For the entries that follow, tally the lines holding the string "React". Give the total and nothing else.

* START Data section *

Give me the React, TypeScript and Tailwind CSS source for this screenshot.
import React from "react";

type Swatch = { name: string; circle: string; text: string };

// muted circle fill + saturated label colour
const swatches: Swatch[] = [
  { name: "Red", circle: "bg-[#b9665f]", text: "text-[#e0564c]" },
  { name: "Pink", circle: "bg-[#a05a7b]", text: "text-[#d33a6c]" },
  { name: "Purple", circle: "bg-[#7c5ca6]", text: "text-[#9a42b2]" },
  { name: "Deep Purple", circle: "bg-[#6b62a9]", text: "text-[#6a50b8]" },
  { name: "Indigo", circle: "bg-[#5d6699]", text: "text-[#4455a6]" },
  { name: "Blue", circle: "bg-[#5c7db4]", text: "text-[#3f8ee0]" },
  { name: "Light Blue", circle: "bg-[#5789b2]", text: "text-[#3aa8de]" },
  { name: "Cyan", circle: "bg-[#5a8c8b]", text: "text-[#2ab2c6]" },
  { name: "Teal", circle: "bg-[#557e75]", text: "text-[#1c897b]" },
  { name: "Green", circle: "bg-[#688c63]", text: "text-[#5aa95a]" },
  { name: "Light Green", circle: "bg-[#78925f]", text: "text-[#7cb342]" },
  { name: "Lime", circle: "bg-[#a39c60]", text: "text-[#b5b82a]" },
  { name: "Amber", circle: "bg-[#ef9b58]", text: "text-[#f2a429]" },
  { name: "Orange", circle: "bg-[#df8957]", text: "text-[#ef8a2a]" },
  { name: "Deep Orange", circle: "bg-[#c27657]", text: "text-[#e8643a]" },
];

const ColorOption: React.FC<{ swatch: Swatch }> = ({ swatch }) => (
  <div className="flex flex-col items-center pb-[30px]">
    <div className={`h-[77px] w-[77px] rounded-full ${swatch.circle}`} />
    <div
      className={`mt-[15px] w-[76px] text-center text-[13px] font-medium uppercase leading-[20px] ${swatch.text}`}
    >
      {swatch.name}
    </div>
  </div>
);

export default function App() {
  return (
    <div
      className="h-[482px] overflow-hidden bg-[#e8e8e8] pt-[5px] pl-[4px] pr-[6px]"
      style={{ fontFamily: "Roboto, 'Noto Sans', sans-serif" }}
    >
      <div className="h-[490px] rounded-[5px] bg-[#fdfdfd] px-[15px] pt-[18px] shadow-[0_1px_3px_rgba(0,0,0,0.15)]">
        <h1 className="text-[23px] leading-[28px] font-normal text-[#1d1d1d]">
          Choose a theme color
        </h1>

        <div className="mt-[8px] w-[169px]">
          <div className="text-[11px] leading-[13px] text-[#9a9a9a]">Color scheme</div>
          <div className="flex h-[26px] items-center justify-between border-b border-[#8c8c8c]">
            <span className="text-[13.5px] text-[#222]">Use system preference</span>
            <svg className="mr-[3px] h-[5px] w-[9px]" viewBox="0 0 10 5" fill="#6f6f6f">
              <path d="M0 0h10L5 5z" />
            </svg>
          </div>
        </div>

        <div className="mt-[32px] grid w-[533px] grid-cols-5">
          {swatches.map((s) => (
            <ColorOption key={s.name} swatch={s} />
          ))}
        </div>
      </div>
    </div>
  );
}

* END Data section *
* START Data section *

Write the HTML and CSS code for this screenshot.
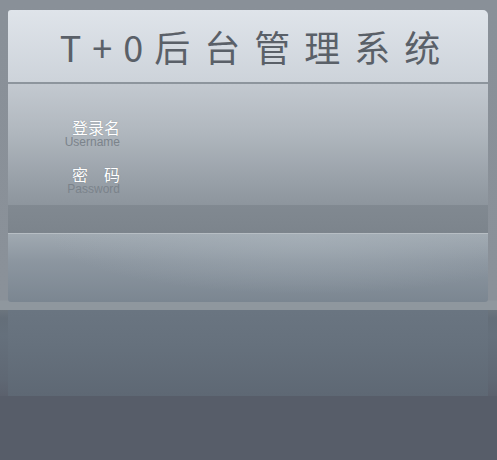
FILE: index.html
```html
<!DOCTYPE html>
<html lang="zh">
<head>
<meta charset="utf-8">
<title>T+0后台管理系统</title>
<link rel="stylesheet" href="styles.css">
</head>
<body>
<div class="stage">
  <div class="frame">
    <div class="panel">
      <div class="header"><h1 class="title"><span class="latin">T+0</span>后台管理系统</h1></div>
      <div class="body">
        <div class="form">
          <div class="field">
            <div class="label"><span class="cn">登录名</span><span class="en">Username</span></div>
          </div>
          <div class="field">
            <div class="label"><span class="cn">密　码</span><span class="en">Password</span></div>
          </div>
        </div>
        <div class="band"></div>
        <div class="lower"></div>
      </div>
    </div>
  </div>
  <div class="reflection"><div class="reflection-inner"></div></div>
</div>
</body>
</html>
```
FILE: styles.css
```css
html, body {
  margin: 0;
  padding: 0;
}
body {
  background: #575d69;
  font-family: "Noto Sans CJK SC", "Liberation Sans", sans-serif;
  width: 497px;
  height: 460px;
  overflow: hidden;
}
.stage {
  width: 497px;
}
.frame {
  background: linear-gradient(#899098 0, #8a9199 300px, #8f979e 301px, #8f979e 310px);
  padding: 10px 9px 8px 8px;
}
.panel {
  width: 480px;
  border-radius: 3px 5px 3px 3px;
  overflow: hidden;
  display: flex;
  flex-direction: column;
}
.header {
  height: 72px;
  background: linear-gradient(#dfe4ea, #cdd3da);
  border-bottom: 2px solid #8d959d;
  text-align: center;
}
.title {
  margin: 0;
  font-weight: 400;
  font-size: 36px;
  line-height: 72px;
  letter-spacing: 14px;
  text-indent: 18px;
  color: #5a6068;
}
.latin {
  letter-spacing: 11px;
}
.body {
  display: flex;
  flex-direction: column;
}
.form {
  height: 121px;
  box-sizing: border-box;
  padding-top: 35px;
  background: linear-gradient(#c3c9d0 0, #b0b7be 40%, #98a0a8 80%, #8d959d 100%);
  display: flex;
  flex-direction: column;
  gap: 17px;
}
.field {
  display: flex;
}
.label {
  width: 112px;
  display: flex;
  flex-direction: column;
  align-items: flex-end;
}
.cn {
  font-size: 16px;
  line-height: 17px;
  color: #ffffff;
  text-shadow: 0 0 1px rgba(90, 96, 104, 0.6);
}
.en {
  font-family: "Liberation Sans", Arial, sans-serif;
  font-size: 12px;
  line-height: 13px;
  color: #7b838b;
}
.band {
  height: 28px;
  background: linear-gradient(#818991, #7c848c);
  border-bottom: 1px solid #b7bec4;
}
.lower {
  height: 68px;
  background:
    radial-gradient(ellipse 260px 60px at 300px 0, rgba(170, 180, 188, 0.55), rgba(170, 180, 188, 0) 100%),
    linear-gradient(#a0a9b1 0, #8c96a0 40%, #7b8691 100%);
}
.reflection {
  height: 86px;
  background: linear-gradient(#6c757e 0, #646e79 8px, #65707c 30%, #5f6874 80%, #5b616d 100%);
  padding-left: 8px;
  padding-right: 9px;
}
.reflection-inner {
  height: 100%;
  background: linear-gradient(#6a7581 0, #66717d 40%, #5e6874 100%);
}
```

* END Data section *

**Output for this exercise**
3